Проплыли уже большое расстояние, я даже потерял ориентир, где мы находимся, совсем темно. Вдруг мотор заглох, Костя поднимается со своего сиденья, берет в руки кошку и мне командует:

– Вот в этом направлении греби, сделай сорок гребков, а я в это время поработаю кошкой. Я добросовестно выполняю его команду. Вдруг он говорит:

– Стоп!

Оказывается, он уже зацепил тетиву, на которой нанизан перемет с крючками, и в темноте стал выбирать снасти, а я за ним внимательно наблюдаю – какое это опасное занятие! Хорошо, что на Ангаре был полный штиль, а в плохую погоду одно неверное движение, и сам попадешь на острые уды, тебя затянет в воду, потому что самолов крепится двумя концами у дна реки тяжелыми чугунными якорями или камнями. Костя осторожно вытаскивает на борт лодки одну за другой пустые уды и аккуратно их укладывает. Попалась нам всего одна стерлядь. Я потом Костю спрашиваю:

– Надо ли из-за такого бедного улова рисковать жизнью? А если попадешься на глаза рыбнадзору, то поплатишься большим штрафом или можешь попасть в тюрьму.

А он мне отвечает:

– Это рыболовецкая зараза как алкоголь. Я с детства этой ловлей занимаюсь.

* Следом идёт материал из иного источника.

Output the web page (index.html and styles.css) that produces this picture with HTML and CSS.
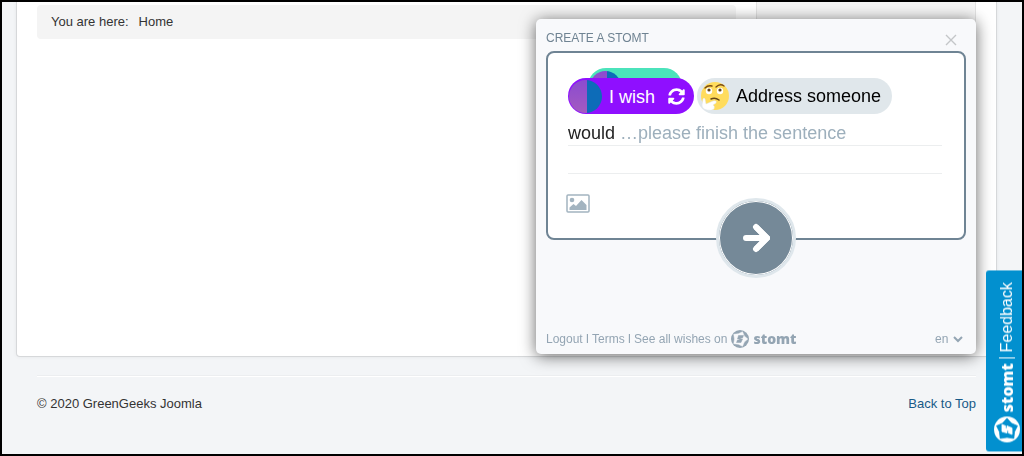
FILE: index.html
```html
<!DOCTYPE html>
<html lang="en">

<head>
  <meta charset="utf-8">
  <title>GreenGeeks Joomla</title>
  <link rel="stylesheet" href="styles.css">
</head>

<body>
  <svg class="sprite" aria-hidden="true">
    <symbol id="stomt-logo" viewBox="0 0 36 36">
      <circle cx="18" cy="18" r="18" fill="currentColor"/>
      <path class="logo-cut" d="M33.500 18 L26.500 24.200 L23 32.500 L14.800 28.500 L5.500 27.400 L7 18 L5.500 8.600 L14.800 7.500 L23 3.500 L26.500 11.800 Z" stroke-width="1" stroke-linejoin="round"/>
      <path d="M15 11 H25 L23 16 H20 L19 18 H23 L20 25 H11 L13 20 H16 L17 18 H13 Z" fill="currentColor" stroke="currentColor" stroke-width="1" stroke-linejoin="round"/>
    </symbol>
  </svg>

  <div class="container">
    <main>
      <nav class="breadcrumb">
        <span>You are here:</span>
        <span>Home</span>
      </nav>
    </main>
    <aside class="well"></aside>
  </div>

  <footer class="footer">
    <span>© 2020 GreenGeeks Joomla</span>
    <a href="#top">Back to Top</a>
  </footer>

  <section class="popup">
    <header class="popup-header">
      <h1>CREATE A STOMT</h1>
      <button type="button" class="close" aria-label="Close">
        <svg width="12" height="12" viewBox="0 0 12 12"><path d="M1 1 L11 11 M11 1 L1 11" stroke="#c4c6c8" stroke-width="1.4"/></svg>
      </button>
    </header>

    <form class="card">
      <div class="pills">
        <div class="switcher">
          <button type="button" class="pill pill-like" aria-label="Switch to like"><span class="avatar avatar-small"></span></button>
          <button type="button" class="pill pill-wish">
            <span class="avatar"></span>
            <span class="pill-text">I wish</span>
            <svg width="17" height="17" viewBox="0 0 512 512" fill="#fff"><path d="M370.700 133.300C339.500 104 298.900 88 255.800 88c-77.500.1-144.300 53.200-162.800 126.900-1.300 5.400-6.100 9.100-11.700 9.100H24.100c-7.500 0-13.200-6.800-11.800-14.200C33.900 94.900 134.800 8 256 8c66.400 0 126.800 26.100 171.300 68.700L463 41C478.100 25.900 504 36.600 504 57.900V192c0 13.300-10.700 24-24 24H345.900c-21.400 0-32.100-25.900-17-41zM32 296h134.100c21.400 0 32.100 25.900 17 41l-41.800 41.800c31.300 29.300 71.800 45.300 114.900 45.200 77.400-.1 144.300-53.100 162.800-126.800 1.300-5.400 6.100-9.200 11.700-9.200h57.300c7.500 0 13.200 6.800 11.800 14.200C478.100 417.100 377.200 504 256 504c-66.400 0-126.800-26.100-171.300-68.700L49 471c-15.100 15.100-41 4.400-41-16.900V320c0-13.300 10.700-24 24-24z"/></svg>
          </button>
        </div>
        <button type="button" class="pill pill-target">
          <svg width="30" height="32" viewBox="0 0 30 32">
            <circle cx="15" cy="16" r="14" fill="#ffdc5d"/>
            <path d="M5 8 Q8 5 12 6 M16 7 Q20 3 24 6" fill="none" stroke="#7a4a13" stroke-width="1.300" stroke-linecap="round"/>
            <circle cx="9" cy="11" r="3.200" fill="#fff"/>
            <circle cx="20" cy="11" r="3.200" fill="#fff"/>
            <circle cx="9" cy="10" r="1.600" fill="#65471b"/>
            <circle cx="20" cy="10" r="1.600" fill="#65471b"/>
            <path d="M11 19 Q15 17 19 20" fill="none" stroke="#65471b" stroke-width="1.500" stroke-linecap="round"/>
            <path d="M3 19 Q4 17 5 19 L6 24 L13 21 Q17 20 16 23 L13 25 Q15 26 14 29 Q11 31 7 30 Q2 29 2 25 Z" fill="#fff" stroke="#dfe6ea" stroke-width=".5"/>
          </svg>
          <span>Address someone</span>
        </button>
      </div>

      <div class="line">
        <label for="wish">would</label>
        <input type="text" id="wish" placeholder="…please finish the sentence">
      </div>
      <div class="line"></div>

      <button type="button" class="add-image" aria-label="Add an image">
        <svg width="24" height="20" viewBox="0 0 24 20">
          <rect x="1" y="1" width="22" height="17" rx="1" fill="none" stroke="#a3b4c0" stroke-width="1.500"/>
          <circle cx="6" cy="6" r="2.300" fill="#a3b4c0"/>
          <path d="M3.500 16 V13.500 L7.500 10 L10 12 L15.500 6 L20.500 11 V16 Z" fill="#a3b4c0"/>
        </svg>
      </button>

      <button type="submit" class="send" aria-label="Send">
        <svg width="28" height="30" viewBox="0 0 28 30"><path d="M4 15 H23 M14 4 L25 15 L14 26" fill="none" stroke="#fff" stroke-width="6"/><path d="M4 15 H23 M14 4 L25 15 L14 26" fill="none" stroke="#fff" stroke-width="6" stroke-linejoin="round" stroke-linecap="round"/></svg>
      </button>
    </form>

    <footer class="popup-footer">
      <a href="#logout">Logout</a> I <a href="#terms">Terms</a> I
      <a href="#wishes" class="wishes">See all wishes on
        <svg class="logo" width="18" height="18"><use href="#stomt-logo"/></svg>
        <b>stomt</b>
      </a>
      <label class="lang">
        <select aria-label="Language">
          <option>en</option>
        </select>
        <svg width="10" height="8" viewBox="0 0 10 8"><path d="M1 2 L5 6 L9 2" fill="none" stroke="#94a5b3" stroke-width="2"/></svg>
      </label>
    </footer>
  </section>

  <button type="button" class="feedback">
    <svg class="logo" width="26" height="26"><use href="#stomt-logo"/></svg>
    <b>stomt</b>
    <span class="divider"></span>
    <span>Feedback</span>
  </button>
</body>

</html>
```

FILE: styles.css
```css
*, *::before, *::after {
  box-sizing: border-box;
}
body {
  margin: 0;
  min-height: 100vh;
  padding: 0 25px 0 14px;
  border: 2px solid black;
  background: #f3f5f7;
  color: #333;
  font-size: 13px;
  line-height: 18px;
  font-family: "Liberation Sans", Arial, sans-serif;
}
button, input, select {
  font: inherit;
  color: inherit;
  border: none;
  background: none;
  padding: 0;
  margin: 0;
}
button {
  cursor: pointer;
}
a {
  color: inherit;
  text-decoration: none;
}
svg {
  display: block;
  flex: none;
}
.sprite {
  position: absolute;
  width: 0;
  height: 0;
}

/* page */
.container {
  display: grid;
  grid-template-columns: 1fr 220px;
  gap: 20px;
  min-height: 355px;
  padding: 0 20px;
  background: white;
  border: 1px solid #d6d8da;
  border-top: none;
  border-radius: 0 0 4px 4px;
  box-shadow: 0 0 4px rgba(0, 0, 0, 0.06);
}
.breadcrumb {
  display: flex;
  gap: 10px;
  margin-top: 3px;
  padding: 8px 14px;
  background: #f4f4f4;
  border-radius: 4px;
}
.well {
  height: 200px;
  background: #f5f5f5;
  border: 1px solid #e3e3e3;
  border-top: none;
  border-radius: 0 0 4px 4px;
}
.footer {
  display: flex;
  justify-content: space-between;
  margin: 18px 21px 0;
  padding-top: 19px;
  border-top: 1px solid #eceef0;
  box-shadow: inset 0 1px white;
}
.footer a {
  color: #185a88;
}

/* popup */
.popup {
  position: fixed;
  top: 19px;
  right: 48px;
  width: 440px;
  padding: 10px 10px 6px;
  background: #f8f9fb;
  border-radius: 5px;
  box-shadow: 0 2px 16px rgba(0, 0, 0, 0.6);
}
.popup-header {
  display: flex;
  justify-content: space-between;
  height: 22px;
}
.popup-header h1 {
  margin: 0;
  color: #6f8392;
  font-size: 12px;
  font-weight: normal;
}
.close {
  padding: 0 9px;
}
.card {
  position: relative;
  min-height: 189px;
  padding: 25px 22px 24px 20px;
  background: white;
  border: 2px solid #6f8494;
  border-radius: 8px;
}
.pills {
  display: flex;
  gap: 3px;
}
.switcher {
  position: relative;
}
.pill {
  display: flex;
  align-items: center;
  height: 36px;
  border-radius: 18px;
  font-size: 18px;
}
.pill-like {
  position: absolute;
  top: -10px;
  left: 20px;
  width: 94px;
  padding: 0 2px;
  background: #4be3bb;
}
.pill-wish {
  position: relative;
  gap: 7px;
  width: 126px;
  padding: 0 9px 0 1px;
  background: #8f0fff;
  color: white;
}
.pill-text {
  flex: 1;
  padding-top: 2px;
  text-align: left;
}
.avatar {
  width: 33px;
  height: 33px;
  border-radius: 50%;
  background: linear-gradient(90deg, transparent 55%, #0d6cb8 55%), linear-gradient(#8b4bd0, #a45bc0);
}
.avatar-small {
  width: 31px;
  height: 31px;
}
.pill-target {
  gap: 6px;
  padding: 0 11px 0 3px;
  background: #e0e7eb;
  color: black;
}
.line {
  display: flex;
  gap: 5px;
  height: 28px;
  border-bottom: 1px solid #eceeef;
  color: #222;
  font-size: 18px;
}
.pills + .line {
  height: 32px;
  padding-top: 6px;
}
.line label {
  line-height: 26px;
}
.line input {
  flex: 1;
  min-width: 0;
  height: 26px;
  outline: none;
}
.line input::placeholder {
  color: #9dafbc;
  opacity: 1;
}
.add-image {
  display: block;
  margin: 20px 0 0 -2px;
}
.send {
  position: absolute;
  left: 50%;
  bottom: -40px;
  display: flex;
  align-items: center;
  justify-content: center;
  width: 80px;
  height: 80px;
  margin-left: -40px;
  background: #758998;
  border: 3px solid #dfe7ec;
  border-radius: 50%;
  box-shadow: inset 0 0 0 1px white;
}
.popup-footer {
  display: flex;
  align-items: center;
  gap: 3px;
  margin-top: 90px;
  color: #94a5b3;
  font-size: 12px;
}
.wishes {
  display: flex;
  align-items: center;
  gap: 4px;
}
.wishes b, .feedback b {
  font-family: "Open Sans", sans-serif;
  font-size: 14px;
  font-weight: 800;
}
.logo-cut {
  fill: var(--cut);
  stroke: var(--cut);
}
.wishes .logo {
  --cut: #f8f9fb;
}
.lang {
  display: flex;
  align-items: center;
  gap: 4px;
  margin: 0 3px 0 auto;
}
.lang select {
  appearance: none;
}

/* feedback tab */
.feedback {
  position: fixed;
  right: 2px;
  bottom: 5px;
  display: flex;
  align-items: center;
  gap: 4px;
  width: 36px;
  padding: 9px 8px 12px 2px;
  background: #0290cf;
  border-radius: 0 3px 3px 0;
  color: white;
  font-size: 16px;
  writing-mode: vertical-rl;
  transform: rotate(180deg);
}
.feedback .logo {
  --cut: #0290cf;
  transform: rotate(90deg);
}
.feedback b {
  font-size: 16px;
}
.divider {
  width: 16px;
  height: 1px;
  margin: 1px 0;
  background: white;
}
```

В. Астафьев в книге «Царь-рыба» правдиво описывает этот рыболовный процесс и последствия этой хищнической рыбной ловли. Костя этим занимался иногда просто ради интереса, не мог освободиться от этой заразы. Меня потом поражали мастерство и ум Кости Панова, ведь надо точно на большой реке запомнить, где поставил самолов, определить его координаты по нескольким крупным деревьям, стоящим на берегу Ангары, – лучше штурмана корабельного работал.